Later, the results can be used in the second step of the tutorial to infer cell type-specific EP links.
Script: MAIN_first_step_modeling_part_2.R
In this part we analyze the first step regression results to find the robust promoter models for the second step of modeling.
Below we can see a figure summarizing the inferred robust promoter models on the ENCODE data type:
(a) Pie chart showing the number of promoter models passed each of the non-parametric tests under 0.1 Benjamini-Yekutieli FDR: (1) Binary and (2) Activity Level tests
(b) BoxPlot chart showing the number of positive samples (>1 RLE) each model contains in each validation group (Binary only, Level only, both, or None)
(c) Plot c compares the OLS R.squared values with and without cross-validation (CV)
17,832 promoter/gene models passed "Both" and "Level only" validation groups (plot a pie-chart).

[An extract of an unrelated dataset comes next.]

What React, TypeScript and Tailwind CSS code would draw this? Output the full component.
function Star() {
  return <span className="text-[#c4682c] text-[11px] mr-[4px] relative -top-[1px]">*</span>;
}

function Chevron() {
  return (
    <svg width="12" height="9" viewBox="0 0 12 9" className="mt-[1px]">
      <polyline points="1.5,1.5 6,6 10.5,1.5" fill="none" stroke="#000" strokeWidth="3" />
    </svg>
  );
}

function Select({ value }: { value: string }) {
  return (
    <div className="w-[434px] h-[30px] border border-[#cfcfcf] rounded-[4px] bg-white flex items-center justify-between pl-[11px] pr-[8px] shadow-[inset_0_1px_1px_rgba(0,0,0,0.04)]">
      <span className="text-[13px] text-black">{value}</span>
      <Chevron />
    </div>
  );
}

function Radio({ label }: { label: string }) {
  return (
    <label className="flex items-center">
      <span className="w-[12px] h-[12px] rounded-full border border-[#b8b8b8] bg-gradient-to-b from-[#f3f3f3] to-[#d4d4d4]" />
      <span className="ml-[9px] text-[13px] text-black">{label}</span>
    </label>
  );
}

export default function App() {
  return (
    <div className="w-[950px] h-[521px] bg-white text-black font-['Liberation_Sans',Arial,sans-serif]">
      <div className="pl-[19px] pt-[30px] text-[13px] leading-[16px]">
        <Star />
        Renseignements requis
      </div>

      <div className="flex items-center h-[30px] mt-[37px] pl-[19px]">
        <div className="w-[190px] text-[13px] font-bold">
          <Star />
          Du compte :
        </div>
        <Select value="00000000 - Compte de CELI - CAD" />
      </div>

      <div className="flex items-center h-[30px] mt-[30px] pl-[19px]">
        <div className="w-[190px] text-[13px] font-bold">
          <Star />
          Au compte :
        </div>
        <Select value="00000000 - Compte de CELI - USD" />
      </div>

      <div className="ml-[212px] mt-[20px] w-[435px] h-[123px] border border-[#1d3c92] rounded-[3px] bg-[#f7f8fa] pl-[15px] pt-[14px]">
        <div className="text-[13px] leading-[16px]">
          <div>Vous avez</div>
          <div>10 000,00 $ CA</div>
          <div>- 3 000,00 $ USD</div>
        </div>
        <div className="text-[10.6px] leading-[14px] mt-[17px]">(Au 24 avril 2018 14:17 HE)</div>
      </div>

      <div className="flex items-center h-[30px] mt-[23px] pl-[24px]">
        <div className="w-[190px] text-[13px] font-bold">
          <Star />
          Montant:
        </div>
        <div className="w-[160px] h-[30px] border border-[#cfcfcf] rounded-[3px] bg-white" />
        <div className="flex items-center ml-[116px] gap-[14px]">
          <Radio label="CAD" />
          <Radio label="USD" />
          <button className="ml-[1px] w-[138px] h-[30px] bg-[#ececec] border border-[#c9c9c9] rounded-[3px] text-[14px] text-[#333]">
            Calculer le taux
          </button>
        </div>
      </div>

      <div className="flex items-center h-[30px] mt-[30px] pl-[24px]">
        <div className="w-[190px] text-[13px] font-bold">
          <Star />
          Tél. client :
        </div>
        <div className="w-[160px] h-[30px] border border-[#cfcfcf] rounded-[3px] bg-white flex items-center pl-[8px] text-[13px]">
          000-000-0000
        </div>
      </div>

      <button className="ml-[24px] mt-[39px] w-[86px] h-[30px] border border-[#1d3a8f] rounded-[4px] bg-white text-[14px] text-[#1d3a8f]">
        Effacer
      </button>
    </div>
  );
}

The boxplot in plot b demonstrates that in OLS method the "Level only' validation performs better
when many samples are positively expressed (>1 RLE) and "Both" validations perform better when there is a relatively similar number of positively/negatively expressed samples.

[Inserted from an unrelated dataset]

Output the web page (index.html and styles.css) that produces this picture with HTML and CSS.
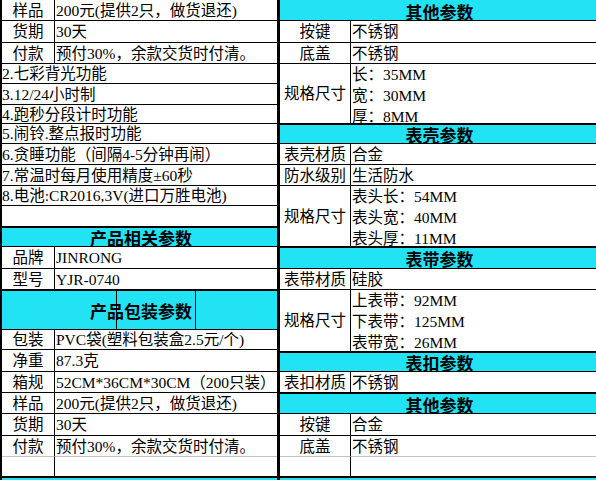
FILE: index.html
```html
<!DOCTYPE html>
<html lang="zh-CN">
<head>
<meta charset="utf-8">
<title>产品参数</title>
<link rel="stylesheet" href="styles.css">
</head>
<body>
<div class="sheet">
  <div class="left">
    <div class="k">样品</div><div class="v">200元(提供2只，做货退还)</div>
    <div class="k">货期</div><div class="v">30天</div>
    <div class="k">付款</div><div class="v">预付30%，余款交货时付清。</div>
    <div class="full">2.七彩背光功能</div>
    <div class="full">3.12/24小时制</div>
    <div class="full">4.跑秒分段计时功能</div>
    <div class="full">5.闹铃.整点报时功能</div>
    <div class="full">6.贪睡功能（间隔4-5分钟再闹）</div>
    <div class="full">7.常温时每月使用精度±60秒</div>
    <div class="full">8.电池:CR2016,3V(进口万胜电池)</div>
    <div class="full"></div>
    <div class="hd">产品相关参数</div>
    <div class="k">品牌</div><div class="v">JINRONG</div>
    <div class="k">型号</div><div class="v">YJR-0740</div>
    <div class="hd pack">产品包装参数</div>
    <div class="k">包装</div><div class="v">PVC袋(塑料包装盒2.5元/个)</div>
    <div class="k">净重</div><div class="v">87.3克</div>
    <div class="k">箱规</div><div class="v">52CM*36CM*30CM（200只装）</div>
    <div class="k">样品</div><div class="v">200元(提供2只，做货退还)</div>
    <div class="k">货期</div><div class="v">30天</div>
    <div class="k soft">付款</div><div class="v soft">预付30%，余款交货时付清。</div>
    <div class="k last"></div><div class="v last"></div>
    <div class="hd tail"></div>
  </div>
  <div class="right">
    <div class="hd first">其他参数</div>
    <div class="k">按键</div><div class="v">不锈钢</div>
    <div class="k">底盖</div><div class="v">不锈钢</div>
    <div class="k">规格尺寸</div>
    <div class="v multi"><div class="sub">长：35MM</div><div class="sub">宽：30MM</div><div class="sub">厚：8MM</div></div>
    <div class="hd">表壳参数</div>
    <div class="k">表壳材质</div><div class="v">合金</div>
    <div class="k">防水级别</div><div class="v">生活防水</div>
    <div class="k">规格尺寸</div>
    <div class="v multi"><div class="sub">表头长：54MM</div><div class="sub">表头宽：40MM</div><div class="sub">表头厚：11MM</div></div>
    <div class="hd">表带参数</div>
    <div class="k">表带材质</div><div class="v">硅胶</div>
    <div class="k">规格尺寸</div>
    <div class="v multi"><div class="sub">上表带：92MM</div><div class="sub">下表带：125MM</div><div class="sub">表带宽：26MM</div></div>
    <div class="hd">表扣参数</div>
    <div class="k">表扣材质</div><div class="v">不锈钢</div>
    <div class="hd">其他参数</div>
    <div class="k">按键</div><div class="v">合金</div>
    <div class="k soft">底盖</div><div class="v soft">不锈钢</div>
    <div class="k last"></div><div class="v last"></div>
    <div class="hd tail"></div>
  </div>
</div>
</body>
</html>
```

FILE: styles.css
```css
html, body {
  margin: 0;
  padding: 0;
  background: #ffffff;
  overflow: hidden;
}

.sheet {
  display: flex;
  width: 596px;
  height: 480px;
  overflow: hidden;
  font-family: "Liberation Serif", "Noto Sans CJK SC", serif;
  font-size: 15.5px;
  color: #000000;
}

.left {
  width: 277px;
  box-sizing: border-box;
  border-left: 2px solid #000000;
  display: grid;
  grid-template-columns: 53px 1fr;
  grid-template-rows: 21px 22px 21px 20px 21px 19px 20px 21px 21px 20px 21px 20px 22px 21px 40px 20px 22px 21px 21px 22px 21px 21px 21px;
}

.right {
  flex: 1;
  box-sizing: border-box;
  border-left: 3px solid #000000;
  display: grid;
  grid-template-columns: 71px 1fr;
  grid-template-rows: 21px 22px 21px 60px 20px 21px 21px 61px 22px 21px 62px 20px 21px 21px 22px 21px 21px 21px;
}

.k, .v, .full, .hd {
  box-sizing: border-box;
  border-bottom: 1px solid #000000;
  display: flex;
  align-items: center;
  white-space: nowrap;
  line-height: 1.2;
  padding-top: 2px;
  min-width: 0;
}

.k {
  justify-content: center;
  border-right: 1px solid #000000;
}

.v {
  padding-left: 1px;
}

.full {
  grid-column: 1 / -1;
  padding-left: 0;
}

.hd {
  grid-column: 1 / -1;
  justify-content: center;
  background: #22e3f3;
  border-top: 1px solid #000000;
  font-family: "Noto Sans CJK SC", sans-serif;
  font-weight: 700;
  font-size: 17px;
  line-height: 1.1;
  padding-top: 3px;
  padding-left: 3px;
}

.hd.first {
  border-top: 0;
  padding-top: 4px;
}

.hd.pack {
  background:
    linear-gradient(#000000, #000000) 114px 0 / 1px 100% no-repeat,
    linear-gradient(#000000, #000000) 193px 0 / 1px 100% no-repeat,
    #22e3f3;
}

.multi {
  display: block;
  padding-top: 0;
  overflow: hidden;
}

.sub {
  height: 21px;
  display: flex;
  align-items: center;
  padding-top: 2px;
  box-sizing: border-box;
}

.soft {
  border-bottom-color: #c4c4c4;
}

.last {
  border-bottom: 2px solid #000000;
}

.tail {
  border-top: 0;
}
```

Plot c shows that when selecting models with R.squared without CV above 0.5 and R.squared with CV below 0.25 we may suffer from high fraction of false positive models (red dots; empirical FDR ~26%)
due to their sensitivity to CV.
Script: MAIN_second_step_modeling.R
In the second step of the tutorial we apply the CT-FOCS statistical method using LMMs on each survivded promoter model from the first step. This step reduces the number of mapped
enhancer to each promoter and at the same time select EP links that are cell type-specific.

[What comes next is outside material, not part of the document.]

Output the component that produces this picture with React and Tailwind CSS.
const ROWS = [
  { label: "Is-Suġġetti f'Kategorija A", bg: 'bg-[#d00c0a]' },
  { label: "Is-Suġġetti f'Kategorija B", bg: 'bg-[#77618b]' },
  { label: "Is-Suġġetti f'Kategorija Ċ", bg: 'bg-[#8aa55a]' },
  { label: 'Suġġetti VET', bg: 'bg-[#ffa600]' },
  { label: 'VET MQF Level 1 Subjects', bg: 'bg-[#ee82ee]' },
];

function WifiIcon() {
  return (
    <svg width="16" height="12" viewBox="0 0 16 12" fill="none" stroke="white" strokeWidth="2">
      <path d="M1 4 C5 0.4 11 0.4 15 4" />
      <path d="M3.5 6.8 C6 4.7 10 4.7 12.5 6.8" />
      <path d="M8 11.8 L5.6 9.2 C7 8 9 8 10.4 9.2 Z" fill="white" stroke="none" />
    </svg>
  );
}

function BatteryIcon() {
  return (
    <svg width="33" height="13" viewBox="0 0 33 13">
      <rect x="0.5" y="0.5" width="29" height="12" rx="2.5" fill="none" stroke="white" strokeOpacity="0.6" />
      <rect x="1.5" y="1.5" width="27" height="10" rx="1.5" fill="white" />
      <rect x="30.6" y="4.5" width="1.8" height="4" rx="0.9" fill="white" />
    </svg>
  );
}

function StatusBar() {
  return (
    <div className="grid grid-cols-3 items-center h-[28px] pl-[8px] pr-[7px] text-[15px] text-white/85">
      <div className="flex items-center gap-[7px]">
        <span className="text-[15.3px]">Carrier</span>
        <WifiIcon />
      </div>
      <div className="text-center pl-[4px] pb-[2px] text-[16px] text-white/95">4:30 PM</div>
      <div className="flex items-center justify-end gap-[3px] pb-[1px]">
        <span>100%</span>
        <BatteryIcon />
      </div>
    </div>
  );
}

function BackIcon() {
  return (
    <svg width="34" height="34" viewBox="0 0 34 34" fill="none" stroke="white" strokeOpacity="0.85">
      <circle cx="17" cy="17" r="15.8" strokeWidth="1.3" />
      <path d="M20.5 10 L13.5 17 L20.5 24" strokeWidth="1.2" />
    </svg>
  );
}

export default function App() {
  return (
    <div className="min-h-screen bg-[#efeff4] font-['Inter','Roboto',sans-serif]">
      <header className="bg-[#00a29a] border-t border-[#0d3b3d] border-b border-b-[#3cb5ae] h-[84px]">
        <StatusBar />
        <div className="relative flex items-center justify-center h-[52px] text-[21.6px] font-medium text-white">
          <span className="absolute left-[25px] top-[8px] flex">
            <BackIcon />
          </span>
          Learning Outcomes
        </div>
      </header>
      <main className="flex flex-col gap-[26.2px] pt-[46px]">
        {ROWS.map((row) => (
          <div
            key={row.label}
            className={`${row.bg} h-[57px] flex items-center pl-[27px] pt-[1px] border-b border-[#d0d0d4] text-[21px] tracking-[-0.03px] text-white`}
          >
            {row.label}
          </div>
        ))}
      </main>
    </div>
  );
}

In this step, we need to check what is the underline distribution of the data (please refer to 'Analyzing the dataset distribution' part above)
Below we can see a figure summarizing the cell type-specific EP links inferred on the ENCODE and FANTOM5 data types:
Plots a/b shows the frequency of cell type-specific EP links in the ENCODE/FANTOM5, respectivly.
Script: MAIN_ChIA_PET_external_validation.R
In this part of the tutorial we explain how we validate the inferred GM12878-specific EP links with ChIA-PET loops (mediated by POL2 protein).
The validation process is as follows:
(1) We identify ChIA-PET connected loop sets (CLSs), which are connected components with 1 or more loops such that each two loops overlap in their anchros (of size 1000 bp) by at least 250 bp
(2) A true positive (TP) EP link is when the E and P regions (of size 1000 bp) overlap two different anchors (of size 1000 bp) from the same CLS by at least 250 bp
We measure the fraction of supported GM12878-specific EP links with ChIA-PET CLSs.
To infer significance of the fraction of supported GM12878-specific EP links by ChIA-PET CLSs, we perform 1000 random permutation tests. In each permutation, for each promoter (P) with k linked enhancers
we randomly match k new enhancers with similar enhancer-to-TSS distances as the original linked enhancers, restricting the matching to the same chromosome of the original EP links. We use MatchIt R package for the matching.
Then, we test if the fraction of random matched EP links supported by ChIA-PET CLSs is below the true supported fraction of the original EP links.
The empirical P value is defined as the number of permutations with permuted fraction above the true fraction divided by the number of permutations (1000).
Script: MAIN_TF_identification_in_EP_links.R
In this part we provide the code to perform known TF motif finding in inferred cell type-specific EP links.
For more details, please refer to the Methods section in the CT-FOCS paper.
Importatnt - MEME suit installation
you should have an installed MEME suit programs under your Linux OS: MEME suit
After installing the MEME suit you should download the MEME's motif databases: MEME motif databases
The motif databases folder (motif_databases) should be located within meme/db/ folder
Download the file 'HOCOMOCOv11_core_annotation_HUMAN_mono.tsv' from CT-FOCS download page under 'Additional data' table. Insert this file to meme/db/motif_databases/HUMAN/ folder
Script: MAIN_paper_figures.R
In this part we give the code for creating the figures that appear in the paper.